The former TCU offensive lineman had never faced fear until April 20, when doctors told him he had non-Hodgkin's lymphoma, a cancer of the lymphatic system.
He drove, and he cried. He cried, and he drove.
And then he prayed.
"The first thing my mom and my dad told me to do is pray," Cannon said last week, "and here we are today. I'm a fifth-round Patriots draft pick, and half the mass I had is gone. For everybody who doesn't believe, here's your reason to believe. It's a miracle in itself that somebody with a life-threatening disease gets drafted."
Cannon's chemo treatments will be finished this week; his smile is back; he is working out and hopes to be at the New England Patriots' training camp for the first day of practice in August, assuming the NFL lockout ends.

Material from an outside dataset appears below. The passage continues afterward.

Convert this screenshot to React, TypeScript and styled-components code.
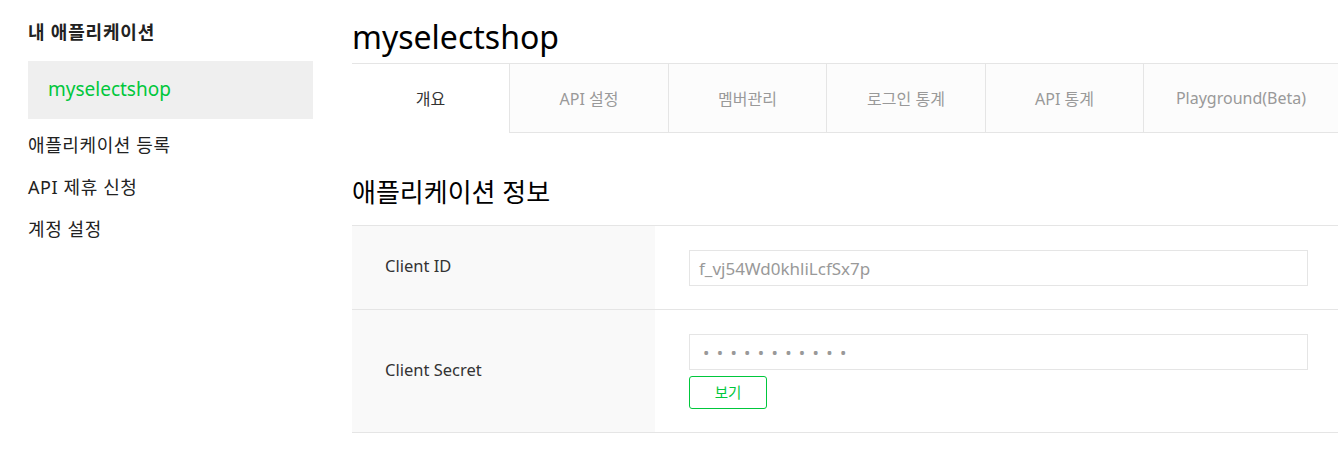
import React from "react";
import styled, { createGlobalStyle } from "styled-components";

const Global = createGlobalStyle`
  html, body { margin: 0; padding: 0; background: #fff; }
  body {
    font-family: "Noto Sans", "Noto Sans CJK KR", sans-serif;
    color: #222;
    -webkit-font-smoothing: antialiased;
  }
  * { box-sizing: border-box; }
`;

const Page = styled.div`
  display: flex;
  width: 1338px;
  height: 450px;
  overflow: hidden;
`;

const Sidebar = styled.aside`
  flex: 0 0 313px;
  padding: 18px 0 0 28px;
`;

const SideTitle = styled.h2`
  margin: 0;
  font-size: 18px;
  font-weight: 700;
  line-height: 29px;
  color: #222;
  letter-spacing: 0.8px;
`;

const AppBox = styled.div`
  margin-top: 14px;
  height: 58px;
  background: #efefef;
  display: flex;
  align-items: center;
  padding-left: 20px;
  padding-bottom: 2px;
  font-size: 19px;
  color: #00c73c;
`;

const MenuList = styled.ul`
  list-style: none;
  margin: 12px 0 0;
  padding: 0;
  display: flex;
  flex-direction: column;
  gap: 14px;
`;

const MenuItem = styled.li`
  font-size: 18px;
  line-height: 28px;
  color: #222;
  letter-spacing: 0.6px;
`;

const Main = styled.main`
  flex: 1;
  margin-left: 39px;
  min-width: 0;
`;

const Title = styled.h1`
  margin: 0;
  padding-top: 16px;
  height: 63px;
  font-size: 32px;
  font-weight: 400;
  line-height: 42px;
  color: #000;
`;

const Tabs = styled.nav`
  display: flex;
  height: 70px;
  border-top: 1px solid #e5e5e5;
`;

const Tab = styled.div<{ $active?: boolean; $w?: number }>`
  flex: ${(p) => (p.$w ? `0 0 ${p.$w}px` : "1")};
  display: flex;
  align-items: center;
  justify-content: center;
  font-size: 16px;
  color: ${(p) => (p.$active ? "#333" : "#999")};
  background: ${(p) => (p.$active ? "#fff" : "#fcfcfc")};
  border-left: ${(p) => (p.$active ? "none" : "1px solid #e5e5e5")};
  border-bottom: ${(p) => (p.$active ? "1px solid transparent" : "1px solid #e5e5e5")};
`;

const SectionTitle = styled.h3`
  margin: 0;
  padding-top: 41px;
  height: 92px;
  font-size: 26px;
  font-weight: 400;
  line-height: 36px;
  color: #000;
`;

const Table = styled.div`
  border-top: 1px solid #e5e5e5;
`;

const Row = styled.div`
  display: flex;
  border-bottom: 1px solid #e5e5e5;
`;

const Label = styled.div`
  flex: 0 0 303px;
  background: #f9f9f9;
  display: flex;
  align-items: center;
  padding-left: 33px;
  padding-bottom: 4px;
  font-size: 16.5px;
  color: #333;
`;

const Value = styled.div`
  flex: 1;
  padding: 24px 30px 23px 34px;
  display: flex;
  flex-direction: column;
  align-items: flex-start;
  gap: 6px;
`;

const Field = styled.div<{ $dots?: boolean }>`
  width: 619px;
  height: 36px;
  border: 1px solid #e5e5e5;
  display: flex;
  align-items: center;
  padding-left: ${(p) => (p.$dots ? "13px" : "9px")};
  font-size: 17px;
  color: #999;
  letter-spacing: ${(p) => (p.$dots ? "7.3px" : "0")};
`;

const ViewButton = styled.button`
  width: 78px;
  height: 33px;
  border: 1px solid #00c73c;
  border-radius: 3px;
  background: #fff;
  color: #00c73c;
  font-family: inherit;
  font-size: 14.5px;
  padding: 0 0 2px;
`;

export default function App() {
  const tabs = [
    { label: "개요", w: 157, active: true },
    { label: "API 설정", w: 159 },
    { label: "멤버관리", w: 158 },
    { label: "로그인 통계", w: 159 },
    { label: "API 통계", w: 158 },
    { label: "Playground(Beta)" },
  ];
  return (
    <>
      <Global />
      <Page>
        <Sidebar>
          <SideTitle>내 애플리케이션</SideTitle>
          <AppBox>myselectshop</AppBox>
          <MenuList>
            <MenuItem>애플리케이션 등록</MenuItem>
            <MenuItem>API 제휴 신청</MenuItem>
            <MenuItem>계정 설정</MenuItem>
          </MenuList>
        </Sidebar>
        <Main>
          <Title>myselectshop</Title>
          <Tabs>
            {tabs.map((t) => (
              <Tab key={t.label} $active={t.active} $w={t.w}>
                {t.label}
              </Tab>
            ))}
          </Tabs>
          <SectionTitle>애플리케이션 정보</SectionTitle>
          <Table>
            <Row>
              <Label>Client ID</Label>
              <Value>
                <Field>f_vj54Wd0khliLcfSx7p</Field>
              </Value>
            </Row>
            <Row>
              <Label>Client Secret</Label>
              <Value>
                <Field $dots>{"•••••••••••"}</Field>
                <ViewButton>보기</ViewButton>
              </Value>
            </Row>
          </Table>
        </Main>
      </Page>
    </>
  );
}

"I have a will," Cannon, 23, said.
Good at everything
Cannon always has been successful at whatever he has attempted. He can dance despite being 6-foot-5, 350 pounds. He can play the piano, though he has never had formal lessons. There is a YouTube video of Cannon, a former lifeguard, doing a double front flip off a party barge. He is a skilled fisherman. He earned All-Mountain West honors in track in 2009 after finishing second in the shot put at the conference meet. He has a communication studies degree from TCU.
"He's very good at everything," said 49ers rookie safety Colin Jones, his former TCU teammate and roommate. "He's really lucky, too."
Indeed, Cannon calls his cancer diagnosis "a blessing."
He was 15 when he discovered a lump on his lower abdomen. Doctors told Cannon it was an infection and would go away. But the lump eventually grew, and when he was a redshirt sophomore at TCU, doctors performed a needle biopsy.
"They always told me it was OK," Cannon said.
But, after the NFL Scouting Combine in February, rumors spread that Cannon had testicular cancer. That prompted the Indianapolis Colts, who were in the market for an offensive lineman with the 22nd overall pick, to request a full biopsy.
The result, which Cannon received eight days before the NFL Draft, was unexpected.
"It was pretty shocking," said Cannon's father, Ebbie Cannon. "We had never had cancer in our family. We thought maybe it was a mistake or something."
Cannon is one of the strongest players ever to play at TCU. He holds almost every one of the school's weight-room records, including the power clean (500 pounds), the squat (870), the bench press (575) and the incline press (565).
The cancer diagnosis, though, initially brought Cannon to his knees. With tears in his eyes and death in his thoughts, he drove his Toyota truck five hours to his parents' house in Odessa.
The family found comfort in prayer.
"We are a religious family, and we know prayer changes things," Ebbie said. "That was pretty much all I knew to do given the situation we were facing."
Cannon had his first chemo treatment on the first day of the draft. He might have been a late first-round pick, but the cancer diagnosis scared the 32 NFL teams as much as it scared Cannon.
Despite NFL teams being told by doctors in a memo that his chances of recovery are 90 percent, Cannon's stock dropped.
"I just feel badly that it all happened to him," TCU coach Gary Patterson said. "I think we're going to beat it, because we caught it early enough, and because of the attitude that he's approached it with, but he could have gone higher in the draft and made more money."
'A good value'
The Patriots drafted Cannon 138th overall, with New England coach Bill Belichick calling Cannon "a good value."
"How will it work out?" Belichick said the day of the draft. "There are certainly a lot of moving parts and so forth.... We'll all have to find out how it turns out."
Cannon said he has no doubts he will play in the NFL for many years, though it remains to be seen whether he will spend this season on injured reserve.
Cannon has had nausea only once. The day after his first treatment, he didn't feel well and cut short his fishing trip with Jones. He hasn't lost his hair, and he has maintained his weight despite losing his appetite. (He said he dropped to 338 after his first chemo treatment before figuring out he had to eat despite not being hungry. He now weighs 348.)
Cannon lifts three days a week at a local gym and runs at TCU with former teammates. He regularly tests his strength by benching 315 pounds.
"If I can do it eight or nine times, I'm good," Cannon said.
The same day he had his third chemo treatment, Cannon swam and played basketball. He said he couldn't be better.
"All I can do is keep doing what I'm doing," Cannon said. "That's to keep praying and accept my healing."